Stock Market News and Insights: Global and Indian Updates for June 5, 2025

The stock market is a dynamic ecosystem influenced by global economic shifts, geopolitical developments, and local corporate performances. On June 5, 2025, significant updates from the U.S., India, and other global markets shape investor sentiment. This article dives into the latest stock market news, offering a detailed analysis of economic indicators, corporate updates, and investment wisdom to empower retail investors. From U.S. employment data to India’s assertive trade stance, we cover the key events driving markets today.

Global Economic Indicators: U.S. Employment and Interest Rates

ADP Report Signals Slowing U.S. Job Growth

The U.S. private sector employment data, released by ADP, highlights a significant slowdown in hiring for May 2025. The report indicates only 37,000 jobs were added, a sharp decline from April’s 63,000 and March’s nearly 150,000. This marks the slowest hiring pace in recent months, raising concerns about economic momentum. Former President Donald Trump, active on Truth Social, commented on these figures, urging Federal Reserve Chairman Jerome Powell to lower interest rates to stimulate borrowing and economic activity. Trump’s consistent push for rate cuts reflects his belief that a slowing economy needs immediate support.

Lower interest rates typically encourage borrowing, boost consumer spending, and support stock market growth. However, the Federal Reserve remains cautious, citing persistent inflation and fluctuating tariff policies as barriers to rate reductions. Investors should monitor these developments closely, as they could influence market volatility and sector performance, particularly in interest-sensitive industries like real estate and financials.
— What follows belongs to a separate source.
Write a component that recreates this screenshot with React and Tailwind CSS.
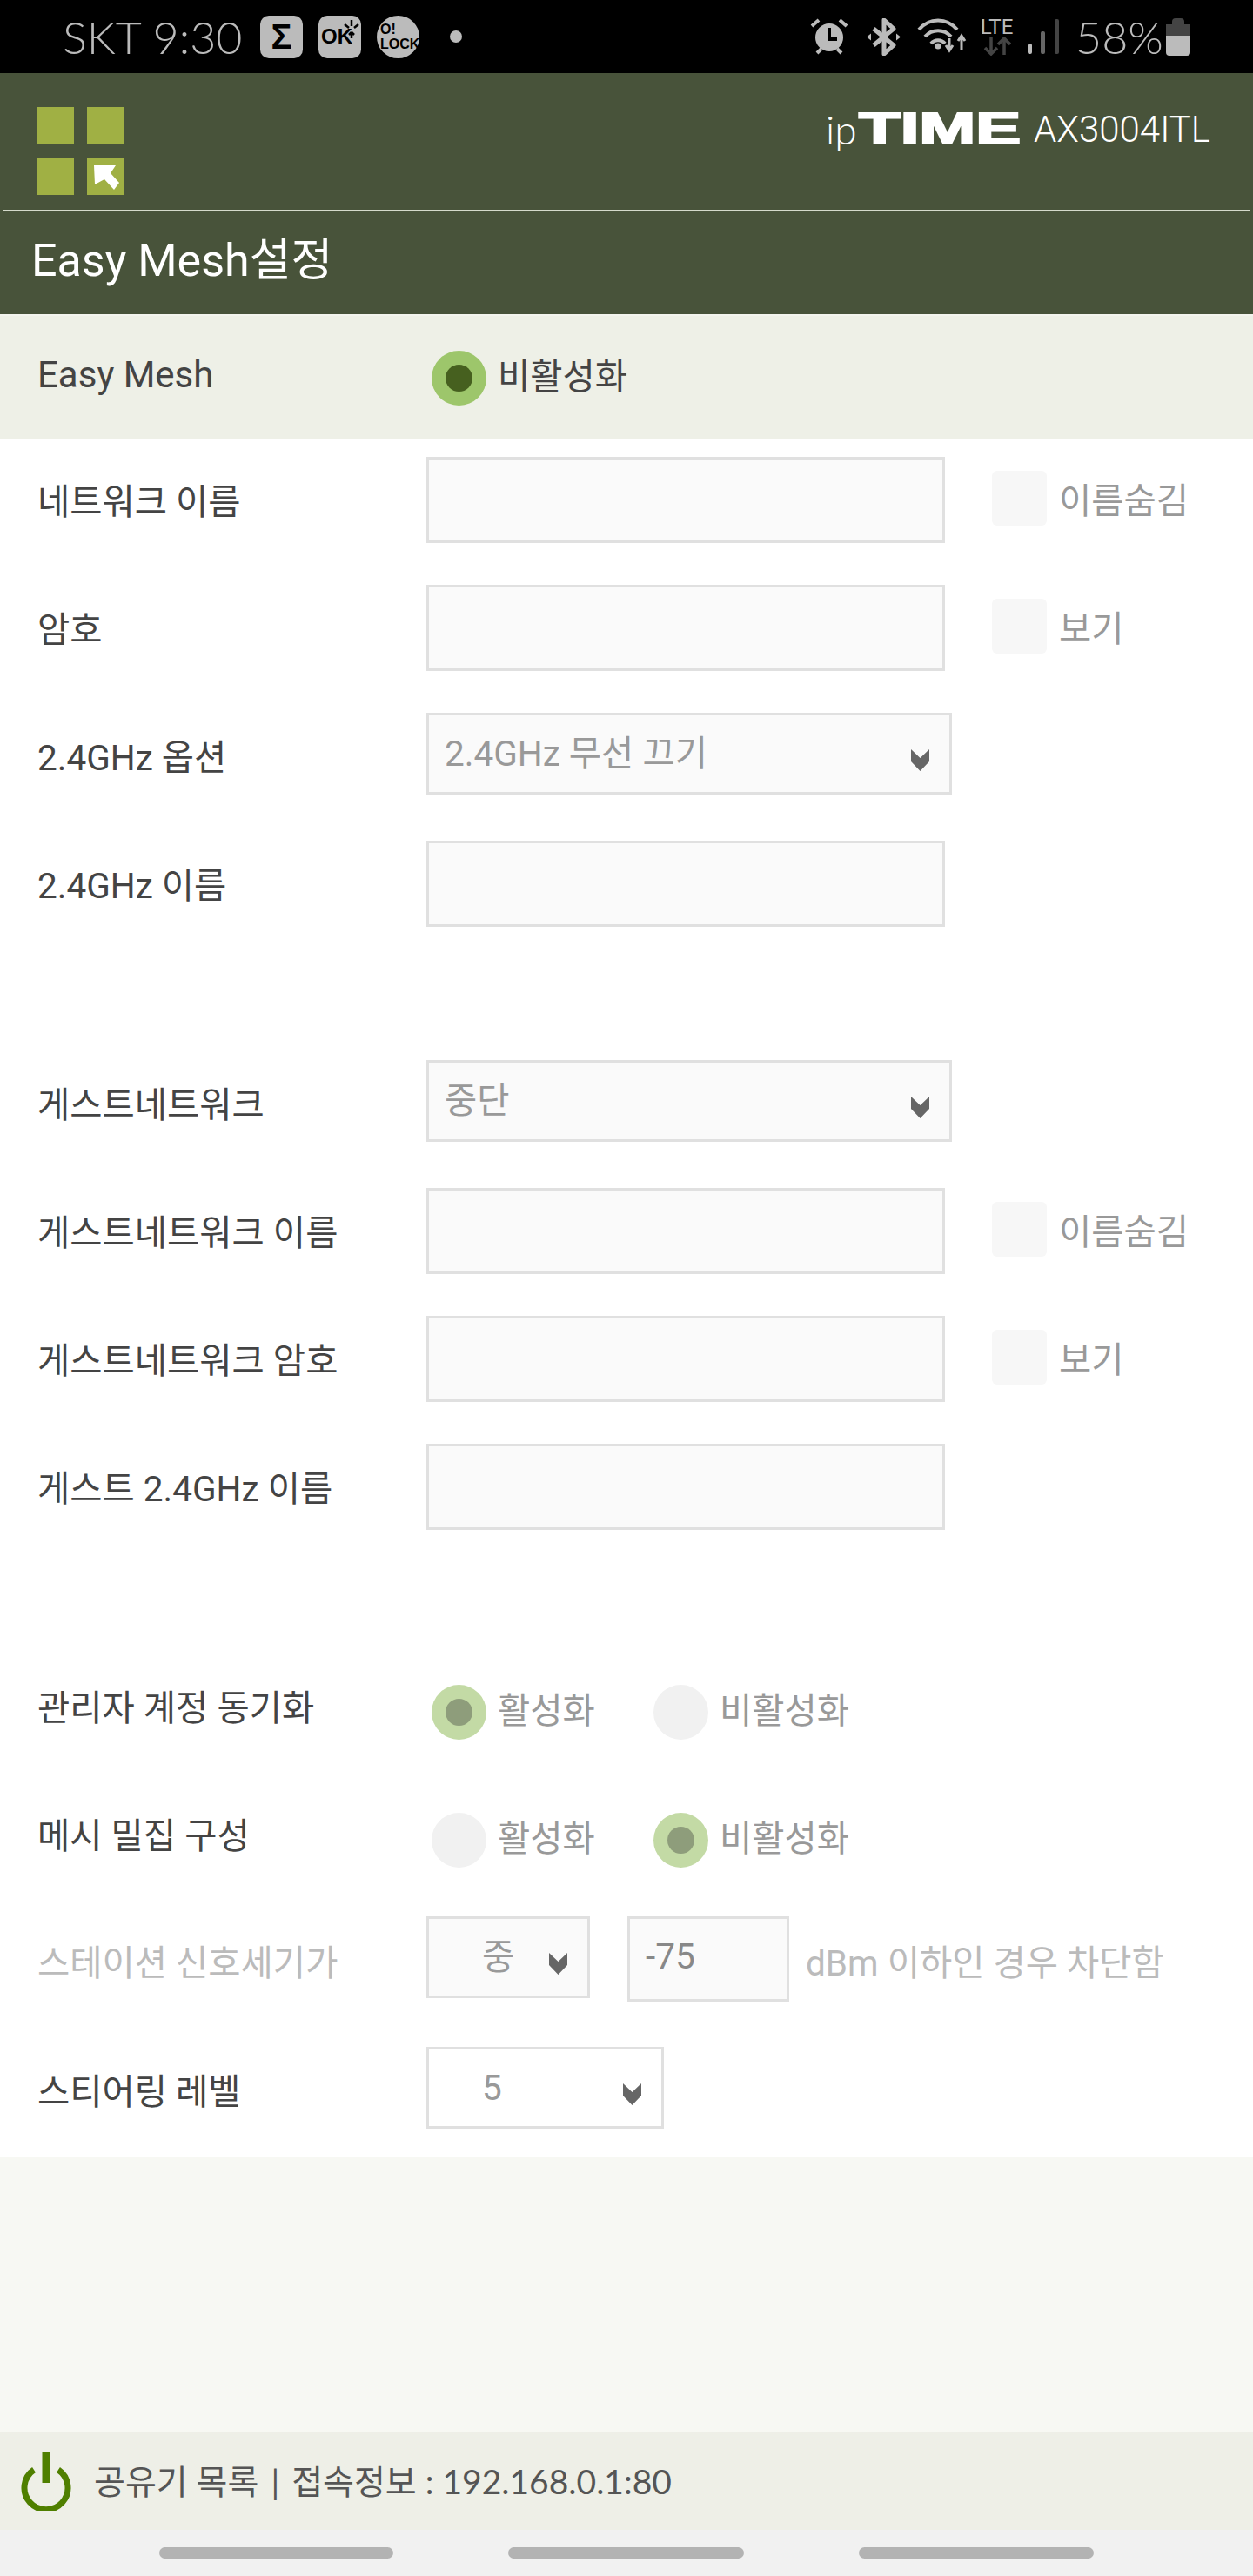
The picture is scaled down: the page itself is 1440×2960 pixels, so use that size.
const LABEL = "text-[#444]";

function Chevron({ className }) {
  return (
    <svg width="21" height="25" viewBox="0 0 21 25" className={className}>
      <polygon points="0,0 10.5,10 21,0 21,14 10.5,25 0,14" fill="#666" />
    </svg>
  );
}

function Input({ w = "w-[596px]", h = "h-[99px]", children }) {
  return (
    <div className={`${w} ${h} shrink-0 border-[3px] border-[#e0e0e0] bg-[#fafafa] flex items-center text-[#888]`}>
      {children}
    </div>
  );
}

function Select({ w = "w-[604px]", pl = "pl-[18px]", bg = "bg-[#fafafa]", text }) {
  return (
    <div className={`${w} h-[94px] shrink-0 border-[3px] border-[#e0e0e0] ${bg} ${pl} pt-[1px] relative flex items-center text-[#999]`}>
      {text}
      <Chevron className="absolute right-[23px] top-[39px]" />
    </div>
  );
}

function Check({ label }) {
  return (
    <div className="flex items-center h-[94px] ml-[54px] gap-[14px]">
      <div className="w-[63px] h-[63px] rounded-md bg-[#f7f7f7]" />
      <span className="text-[#999] pt-[8px]">{label}</span>
    </div>
  );
}

function Row({ label, h = "h-[147px]", children }) {
  return (
    <div className={`${h} pl-[43px] flex items-start`}>
      <div className={`w-[447px] h-[99px] pt-[5px] flex items-center shrink-0 ${LABEL}`}>{label}</div>
      {children}
    </div>
  );
}

function Radio({ on, dim, label }) {
  return (
    <div className="flex items-center gap-[13px] w-[255px]">
      {on ? (
        <div className={`w-[63px] h-[63px] rounded-full flex items-center justify-center ${dim ? "bg-[#c3daa5]" : "bg-[#9dc66b]"}`}>
          <div className={`w-[31px] h-[31px] rounded-full ${dim ? "bg-[#8e9d7b]" : "bg-[#46601f]"}`} />
        </div>
      ) : (
        <div className="w-[63px] h-[63px] rounded-full bg-[#f1f1f1]" />
      )}
      <span className={`pb-[2px] ${dim ? "text-[#999]" : "text-[#444]"}`}>{label}</span>
    </div>
  );
}

function RadioRow({ label, value }) {
  return (
    <div className={`h-[147px] pl-[43px] flex items-center ${LABEL}`}>
      <div className="w-[453px] shrink-0 pb-[8px]">{label}</div>
      <Radio dim on={value === "on"} label="활성화" />
      <Radio dim on={value === "off"} label="비활성화" />
    </div>
  );
}

function StatusBar() {
  return (
    <div className="h-[84px] bg-black flex items-center justify-between pl-[72px] pr-[72px] text-[#bbb]">
      <div className="flex items-center">
        <span className="text-[52px] font-light font-[Lato,sans-serif] w-[227px] whitespace-nowrap">SKT 9:30</span>
        <div className="w-[49px] h-[49px] rounded-[10px] bg-[#bbb] flex items-center justify-center text-black text-[40px] font-bold font-['Liberation_Sans',sans-serif]">Σ</div>
        <div className="w-[49px] h-[49px] ml-[18px] rounded-[10px] bg-[#bbb] relative flex items-center text-black text-[24px] font-bold pl-[3px] font-['Liberation_Sans',sans-serif]">
          OK
          <svg width="18" height="22" viewBox="0 0 18 22" className="absolute right-[2px] top-[5px]" stroke="#000" strokeWidth="2.5">
            <path d="M9 0v7M1 5l5 4M17 5l-5 4M9 21v-6M9 14l-3 3M9 14l3 3" fill="none" />
          </svg>
        </div>
        <div className="w-[49px] h-[49px] ml-[18px] rounded-full bg-[#bbb] flex flex-col justify-center pl-[4px] text-black text-[16px] leading-[17px] font-bold font-['Liberation_Sans',sans-serif]">
          <span>O!</span>
          <span>LOCK</span>
        </div>
        <div className="w-[14px] h-[14px] ml-[35px] rounded-full bg-[#bbb]" />
      </div>
      <div className="flex items-center">
        {/* alarm */}
        <svg width="44" height="42" viewBox="0 0 44 42">
          <circle cx="22" cy="22" r="16" fill="#bbb" />
          <path d="M22 11v13h9" stroke="#000" strokeWidth="4" fill="none" />
          <path d="M2 9l8-7M42 9l-8-7M8 40l5-5M36 40l-5-5" stroke="#bbb" strokeWidth="4" fill="none" />
        </svg>
        {/* bluetooth */}
        <svg width="39" height="43" viewBox="0 0 39 43" className="ml-[21px]" fill="none">
          <path d="M8 12l23 19-11 10V2l11 10L8 31" stroke="#bbb" strokeWidth="5" strokeLinejoin="round" />
          <path d="M0 21.5l5-4v8zM39 21.5l-5-4v8z" fill="#bbb" />
        </svg>
        {/* wifi with up and down arrows */}
        <svg width="57" height="42" viewBox="0 0 57 42" className="ml-[19px]" fill="none" stroke="#bbb" strokeWidth="4">
          <path d="M2 13C14 -1 34 -1 46 13M9 21C17 12 31 12 39 21M16 29C20 24 28 24 32 29" />
          <circle cx="24" cy="32" r="3.5" fill="#bbb" stroke="none" />
          <path d="M37 23v14M33 31l4 6 4-6M51 36V20M47 26l4-6 4 6" strokeWidth="3" />
        </svg>
        {/* LTE */}
        <div className="w-[41px] ml-[14px] flex flex-col items-center">
          <span className="text-[24px] leading-[21px] font-[Roboto,sans-serif]">LTE</span>
          <svg width="32" height="22" viewBox="0 0 32 22" fill="none" stroke="#444" strokeWidth="3.5">
            <path d="M9 1v19M2 13l7 7 7-7M24 21V2M17 9l7-7 7 7" />
          </svg>
        </div>
        {/* signal */}
        <svg width="36" height="40" viewBox="0 0 36 40" className="ml-[15px]">
          <rect x="0" y="28" width="5" height="12" rx="2" fill="#bbb" />
          <rect x="15" y="14" width="5" height="26" rx="2" fill="#666" />
          <rect x="31" y="0" width="5" height="40" rx="2" fill="#444" />
        </svg>
        <span className="text-[52px] font-light font-[Lato,sans-serif] ml-[19px] w-[104px] whitespace-nowrap">58%</span>
        {/* battery */}
        <div className="w-[28px] h-[43px] flex flex-col items-center">
          <div className="w-[14px] h-[7px] bg-[#444] rounded-t-sm" />
          <div className="w-full h-[13px] bg-[#444]" />
          <div className="w-full h-[23px] bg-[#bbb] rounded-b-sm" />
        </div>
      </div>
    </div>
  );
}

function Header() {
  return (
    <div className="h-[279px] bg-[#48533a] border-b-[2px] border-[#f3f4ee] text-white">
      <div className="h-[157px] pl-[42px] pr-[49px] pt-[39px] flex justify-between items-start">
        <div className="grid grid-cols-[43px_43px] grid-rows-[43px_43px] gap-x-[15px] gap-y-[15px]">
          <div className="bg-[#a0b044]" />
          <div className="bg-[#a0b044]" />
          <div className="bg-[#a0b044]" />
          <div className="bg-[#a0b044]">
            <svg width="43" height="43" viewBox="0 0 43 43">
              <polygon points="8,9 33,9 27,18 37,29 31,37 20,25 9,31" fill="#fff" />
            </svg>
          </div>
        </div>
        <div className="flex items-center whitespace-nowrap h-[48px] mt-[1px]">
          <span className="text-[46px] font-light font-[Lato,sans-serif] w-[38px]">ip</span>
          <span className="w-[190px] font-['Liberation_Sans',sans-serif] font-bold text-[50px] leading-none inline-block origin-left scale-x-[1.56] [-webkit-text-stroke:2px_white]">TIME</span>
          <span className="ml-[11px] text-[42px] font-light">AX3004ITL</span>
        </div>
      </div>
      <div className="mx-[3px] h-px bg-[#d5dacb]" />
      <div className="h-[119px] pl-[36px] flex items-center text-[52px] pb-[4px]">Easy Mesh설정</div>
    </div>
  );
}

export default function App() {
  return (
    <div className="h-[2960px] bg-[#f7f8f3] flex flex-col text-[40.5px] leading-normal font-[Roboto,'Noto_Sans_CJK_KR',sans-serif] overflow-hidden">
      <StatusBar />
      <Header />

      {/* Easy Mesh on/off */}
      <div className="h-[141px] bg-[#eef0e7] pl-[43px] pt-[40px] flex items-start">
        <div className="w-[453px] shrink-0 text-[#444] text-[42px] h-[63px] flex items-center pb-[8px]">Easy Mesh</div>
        <Radio on label="비활성화" />
      </div>

      <div className="bg-white pt-[21px]">
        <Row label="네트워크 이름">
          <Input />
          <Check label="이름숨김" />
        </Row>
        <Row label="암호">
          <Input />
          <Check label="보기" />
        </Row>
        <Row label="2.4GHz 옵션">
          <Select text="2.4GHz 무선 끄기" />
        </Row>
        <Row label="2.4GHz 이름">
          <Input />
        </Row>

        <div className="h-[105px]" />

        <Row label="게스트네트워크">
          <Select text="중단" />
        </Row>
        <Row label="게스트네트워크 이름">
          <Input />
          <Check label="이름숨김" />
        </Row>
        <Row label="게스트네트워크 암호">
          <Input />
          <Check label="보기" />
        </Row>
        <Row label="게스트 2.4GHz 이름">
          <Input />
        </Row>

        <div className="h-[88px]" />

        <RadioRow label="관리자 계정 동기화" value="on" />
        <RadioRow label="메시 밀집 구성" value="off" />

        <div className="mt-[14px] h-[150px] pl-[43px] flex items-start">
          <div className="w-[447px] h-[99px] pt-[9px] shrink-0 flex items-center text-[#bbb]">스테이션 신호세기가</div>
          <Select w="w-[188px]" pl="pl-[61px]" text="중" />
          <div className="ml-[43px]">
            <Input w="w-[186px]" h="h-[98px]">
              <span className="pl-[18px] pb-[5px]">-75</span>
            </Input>
          </div>
          <div className="ml-[19px] h-[99px] pt-[9px] flex items-center text-[#bbb] whitespace-nowrap">dBm 이하인 경우 차단함</div>
        </div>

        <Row label="스티어링 레벨" h="h-[126px]">
          <Select w="w-[273px]" pl="pl-[61px]" bg="bg-white" text="5" />
        </Row>
      </div>

      {/* footer */}
      <div className="mt-auto h-[112px] bg-[#eeefe7] flex items-center pl-[24px] text-[#555] font-[Lato,'Noto_Sans_CJK_KR',sans-serif] text-[39px]">
        <svg width="58" height="67" viewBox="0 0 58 67" fill="none" stroke="#4f7f00">
          <path d="M29 0v35" strokeWidth="9" />
          <path d="M15 20a25 25 0 1 0 28 0" strokeWidth="7" />
        </svg>
        <span className="ml-[26px] whitespace-nowrap">공유기 목록<span className="mx-[14px]">|</span>접속정보 : 192.168.0.1:80</span>
      </div>

      {/* nav bar */}
      <div className="h-[53px] bg-[#f1f1f1] flex pt-[20px] pl-[183px] gap-[132px]">
        <div className="w-[269px] h-[13px] rounded-full bg-[#b3b3b3]" />
        <div className="w-[271px] h-[13px] rounded-full bg-[#b3b3b3]" />
        <div className="w-[270px] h-[13px] rounded-full bg-[#b3b3b3]" />
      </div>
    </div>
  );
}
U.S. Service Sector Contracts Unexpectedly

The U.S. service sector PMI for May 2025 unexpectedly contracted, falling below the 50 threshold that indicates expansion. This contraction, attributed to ongoing tariff uncertainties, signals potential challenges for service-oriented businesses. The drop has sparked discussions about the broader economic impact of trade policies, with markets reacting cautiously. The U.S. 10-year Treasury yield, a key indicator of economic confidence, dipped from 4.45% to around 4.36% following the ADP report and Trump’s comments. This decline suggests increased demand for long-term Treasuries, reflecting investor confidence in economic stability despite the slowdown.

For investors, the contracting service sector and falling yields could signal opportunities in defensive stocks, such as utilities and consumer staples, which tend to perform well during economic uncertainty.

Geopolitical Tensions and Trade Policies

U.S. Doubles Steel and Aluminum Tariffs

On June 4, 2025, the U.S. administration announced a significant increase in tariffs on steel and aluminum imports, raising them from 25% to 50%. The United Kingdom, having recently finalized a trade deal, is exempt from these tariffs. This move aims to protect domestic industries but has sparked concerns about escalating trade tensions. Countries like China, a major steel exporter, face increased costs, potentially disrupting global supply chains.

The tariff hike complicates ongoing U.S.-China trade negotiations. Trump recently expressed frustration with Chinese President Xi Jinping, noting difficulties in securing a deal. China’s foreign ministry denied reports of planned high-level talks, suggesting a stalemate. These developments could impact commodity prices, particularly in metals, and affect companies reliant on imported materials.

India’s Bold Move at the WTO

India has taken a significant step by filing a challenge at the World Trade Organization (WTO) against U.S. tariffs on auto components. This marks a rare assertive stance from New Delhi, which has historically maintained quiet diplomacy on trade issues. The challenge targets the 25% U.S. tariffs on auto parts, which India argues violate global trade rules. With a U.S. delegation scheduled to visit India on June 5-6 for trade discussions, the timing of this move underscores India’s growing confidence in global trade forums.

This development could strengthen India’s negotiating position, particularly as the 90-day tariff pause nears its end in July. Investors in Indian auto companies, such as Tata Motors and Bajaj Auto, should watch these talks closely, as favorable outcomes could boost export-driven growth.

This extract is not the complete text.